Markets like the U.K., France and Germany are "going to have a tougher time," she said.
"We’re preparing for 5G," Kirkby said. However, "the monetisation use cases that will justify these significant investments ahead are as yet unclear," she admitted.
Meanwhile, for Spain’s Telefonica, the important thing is for industry stakeholders to adjust their thinking when it comes to 5G.
"It is impossible to think in 4G parameters," said Enrique Blanco Nadales, global CTO at Telefonica.
"5G is not only antennas. It is not only massive MIMO and it is not only 256-QAM. It is not only 3.5 GHz TDD or FDD," he said. "We can reach this with the 4G capabilities," he said. "5G is much more than this."

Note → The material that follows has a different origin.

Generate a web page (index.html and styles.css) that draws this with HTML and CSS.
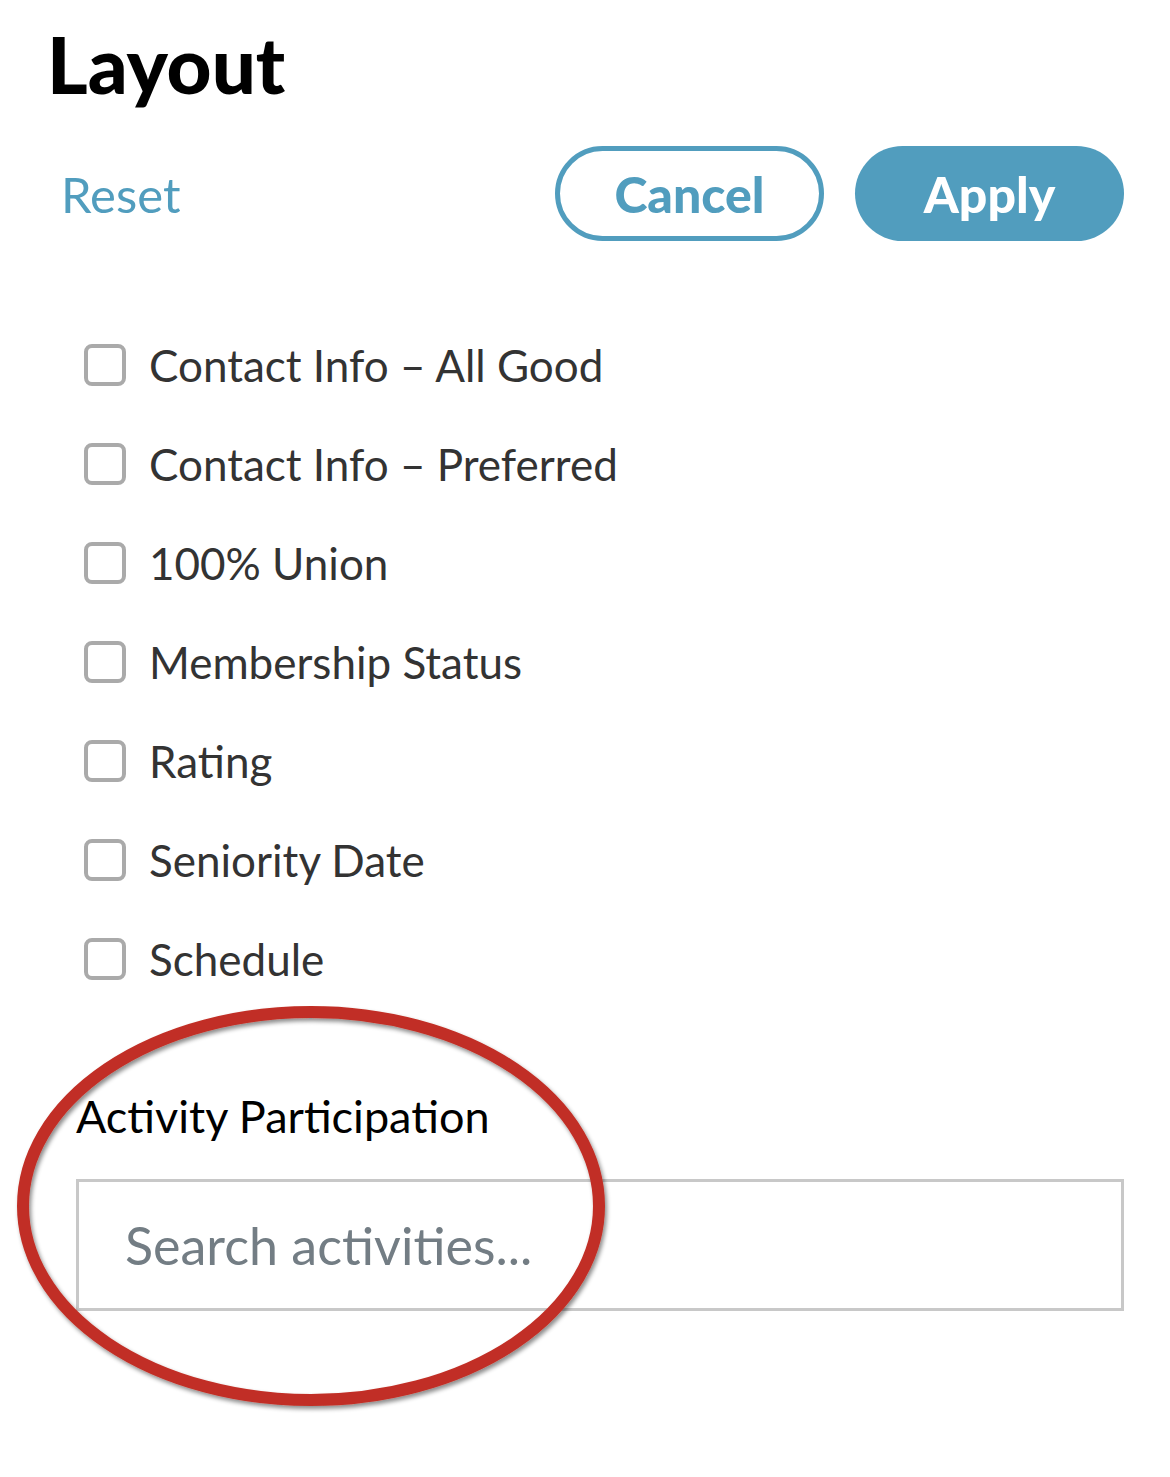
FILE: index.html
```html
<!DOCTYPE html>
<html lang="en">
<head>
    <meta charset="UTF-8">
    <meta name="viewport" content="width=device-width, initial-scale=1.0">
    <title>Layout</title>
    <link rel="stylesheet" href="styles.css">
</head>
<body>
    <div class="panel">
        <h1>Layout</h1>

        <div class="actions">
            <button class="link-btn" type="button">Reset</button>
            <div class="btn-group">
                <button class="btn btn-outline" type="button">Cancel</button>
                <button class="btn btn-fill" type="button">Apply</button>
            </div>
        </div>

        <ul class="options">
            <li><label><span class="box"></span>Contact Info – All Good</label></li>
            <li><label><span class="box"></span>Contact Info – Preferred</label></li>
            <li><label><span class="box"></span>100% Union</label></li>
            <li><label><span class="box"></span>Membership Status</label></li>
            <li><label><span class="box"></span>Rating</label></li>
            <li><label><span class="box"></span>Seniority Date</label></li>
            <li><label><span class="box"></span>Schedule</label></li>
        </ul>

        <div class="activity">
            <label class="field-label" for="activitySearch">Activity Participation</label>
            <input type="text" id="activitySearch" placeholder="Search activities...">

            <!-- hand drawn highlight -->
            <svg class="circle" width="620" height="420" viewBox="0 0 620 420">
                <defs>
                    <filter id="shade" x="-10%" y="-10%" width="120%" height="120%">
                        <feDropShadow dx="2" dy="3" stdDeviation="2" flood-color="#000" flood-opacity="0.45"/>
                    </filter>
                </defs>
                <ellipse cx="302" cy="200" rx="288" ry="194" fill="none" stroke="#c12f25" stroke-width="12" filter="url(#shade)"/>
            </svg>
        </div>
    </div>
</body>
</html>
```

FILE: styles.css
```css
body {
    font-family: Lato, "Open Sans", sans-serif;
    background-color: #fff;
    margin: 0;
    padding: 0;
}

.panel {
    padding: 22px 46px 0 47px;
}

h1 {
    margin: 0;
    font-size: 78px;
    font-weight: 900;
    color: #000;
    line-height: 84px;
}

.actions {
    display: flex;
    justify-content: space-between;
    align-items: center;
    margin-top: 40px;
}

.link-btn {
    background: none;
    border: none;
    padding: 0 0 0 14px;
    font-family: inherit;
    font-size: 49px;
    color: #519dbe;
    cursor: pointer;
}

.btn-group {
    display: flex;
    gap: 31px;
}

.btn {
    width: 269px;
    height: 95px;
    border-radius: 48px;
    font-family: inherit;
    font-size: 50px;
    font-weight: 900;
    cursor: pointer;
}

.btn-outline {
    background: #fff;
    color: #519dbe;
    border: 5px solid #519dbe;
}

.btn-fill {
    background: #519dbe;
    color: #fff;
    border: none;
}

.options {
    list-style: none;
    margin: 74px 0 0 0;
    padding: 0 0 0 37px;
}

.options li {
    height: 99px;
    display: flex;
    align-items: center;
}

.options label {
    display: flex;
    align-items: center;
    font-size: 44px;
    color: #333;
}

.box {
    width: 34px;
    height: 34px;
    border: 4px solid #aaa;
    border-radius: 8px;
    margin-right: 23px;
}

.activity {
    position: relative;
    margin-top: 80px;
    padding: 0 0 150px 29px;
}

.field-label {
    display: block;
    font-size: 45px;
    color: #000;
    line-height: 56px;
}

input {
    display: block;
    box-sizing: border-box;
    width: 100%;
    height: 132px;
    margin-top: 35px;
    padding: 0 0 0 46px;
    border: 3px solid #c8c8c8;
    border-radius: 0;
    font-family: inherit;
    font-size: 52px;
    color: #333;
}

input::placeholder {
    color: #737d84;
}

.circle {
    position: absolute;
    left: -38px;
    top: -82px;
    pointer-events: none;
}
```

Blanco talked up Telefonica’s moves towards the cloudification of the network, the deployment of massive edge computing capabilities, and hosting services close to the customers.
"The main problem we need to solve is about the density of the IoT devices," he said. In the 4G world it is possible to support 55,000 IoT sensors per square kilometre, but with 5G the market is looking at 1 million IoT devices in the same area.
As it stands, Telefonica has around 150,000 mobile base stations, but with 5G this could be multiplied by 10, to give 1.5 million active antennas, he said. "This is going to happen, but it’s not going to happen tomorrow."
This densification of the network will have a marked impact on the European telecoms landscape.
Having four independent mobile networks per market in Europe "won’t make sense," Tele2’s Kirkby said.
Cloud technologies, network-sharing, "and most probably further consolidation," will be prerequisites of 5G, she predicted.